Jacques Groleau est un prédateur sexuel méthodique. Il ciblait toujours une jeune femme qui entrait chez elle seule, tard le soir. Il entrait avec elle dans sa tour de logements en se faisant passer pour un résidant. Une fois dans l'ascenseur, il sortait une arme et la menaçait de la tuer si elle ne collaborait pas. Il apportait un condom avec lui qu'il récupérait après avoir agressé sa victime.

L'homme de 50 ans au lourd passé judiciaire a fait cinq victimes en deux ans avant que la police ne lui mette la main au collet. L'une d'elles a réussi à lui arracher son dentier en se débattant. Cela a permis aux enquêteurs de récolter son ADN et de faire le lien avec d'autres agressions survenues dans le même quartier, le Plateau Mont-Royal.

Au moment des plaidoiries sur la peine, hier, au palais de justice de Montréal, la poursuite et la défense ont suggéré de lui imposer une lourde peine de 15 ans de pénitencier. Les deux parties ont aussi recommandé qu'il soit déclaré «délinquant à contrôler» pour la période maximale de 10 ans après sa sortie de prison.

«J'aurais préféré mourir cette nuit-là. Tout ce que je fais depuis, c'est survivre», a témoigné l'une de ses victimes, hier, la voix étouffée par les sanglots. La jeune femme, qui avait 20 ans à l'époque, est la première victime de Groleau. Au cours des deux années suivant son agression, alors que Groleau n'avait pas encore été arrêté, elle avait l'impression de le voir partout. Au dépanneur. À l'épicerie. Au coin de la rue.

Cette victime prend toujours des médicaments pour calmer son angoisse. Elle a quitté Montréal pour retourner vivre dans sa région natale. «Je vis échec après échec. Je ne suis plus celle que j'étais avant», a-t-elle dit.

«Vous êtes très courageuse», lui a souligné la juge Hélène Morin, alors que l'accusé, assis dans le box, sanglotait bruyamment.

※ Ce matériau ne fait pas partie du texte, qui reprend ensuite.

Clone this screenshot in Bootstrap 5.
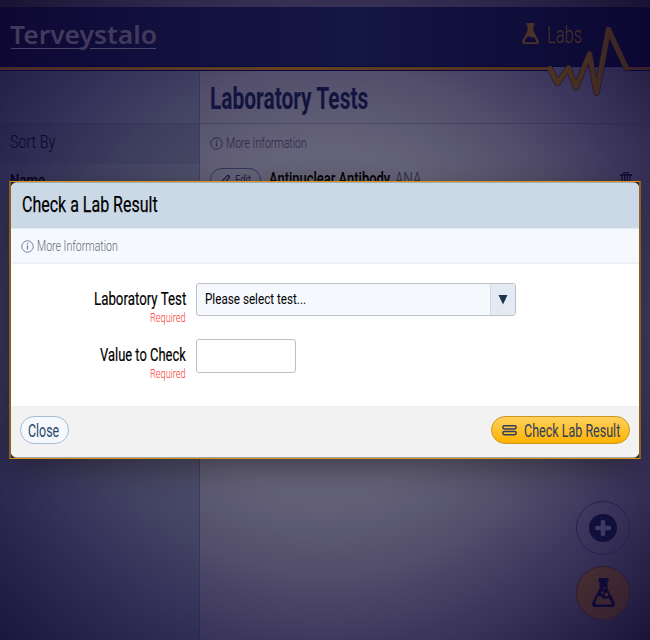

Une autre de ses victimes, jeune Française arrivée à Montréal une semaine avant l'agression, a préféré s'exprimer par écrit. «Savez-vous ce que c'est, d'être allongée de force, sans possibilité de vous échapper, avec quelqu'un qui vous menace de viol ET de mort, pendant que votre esprit trop conscient sait qu'il n'y a rien à faire et que vous n'avez qu'à attendre la mort d'une manière ou d'une autre? Je n'oublierai jamais ce sentiment de m'être fait enterrer vivante et d'attendre la fin», a-t-elle écrit dans sa lettre déposée en preuve.

Alors que Groleau était en train de l'agresser, la jeune femme a tenté le tout pour le tout et lui a planté les doigts dans les yeux. Elle a ensuite réussi à lui arracher son dentier et à se défaire de son emprise. Déstabilisé, l'accusé a déguerpi avant que la police n'arrive, laissant son dentier derrière lui.

Groleau a reconnu sa culpabilité à 15 chefs d'accusation d'agression armée, d'agression sexuelle, de séquestration et d'introduction par effraction. Les agressions se sont produites entre novembre 2008 et septembre 2010. Les victimes avaient de 20 à 36 ans.

La psychiatre France Proulx, chargée de l'évaluer, recommande qu'il soit déclaré «délinquant à contrôler». Il ferait ainsi l'objet d'une surveillance stricte durant 10 ans après sa sortie de prison. «Il a tendance à minimiser l'ampleur de ses délits», a fait valoir la procureure de la Couronne, Me Sylvie Lemieux. Groleau a déjà purgé une peine de 15 ans dans les années 80 pour des délits de même nature.

De son côté, l'avocat de Groleau, Me Louis-Philippe Roy, a insisté sur l'enfance difficile de son client. Victime de sévices sexuels à répétition dans son enfance, il a fait de la prostitution pour survivre à l'adolescence. Selon la psychiatre, Groleau n'éprouve pas de désirs de viol lorsqu'il est à jeun, a rappelé l'avocat. C'est lorsqu'il consomme de la cocaïne qu'il devient un prédateur.

«Je regrette ce que j'ai fait. Je mérite ce que je vais avoir», a témoigné l'accusé. Il sera fixé sur son sort le 15 novembre lorsque la juge Morin rendra son verdict sur la peine.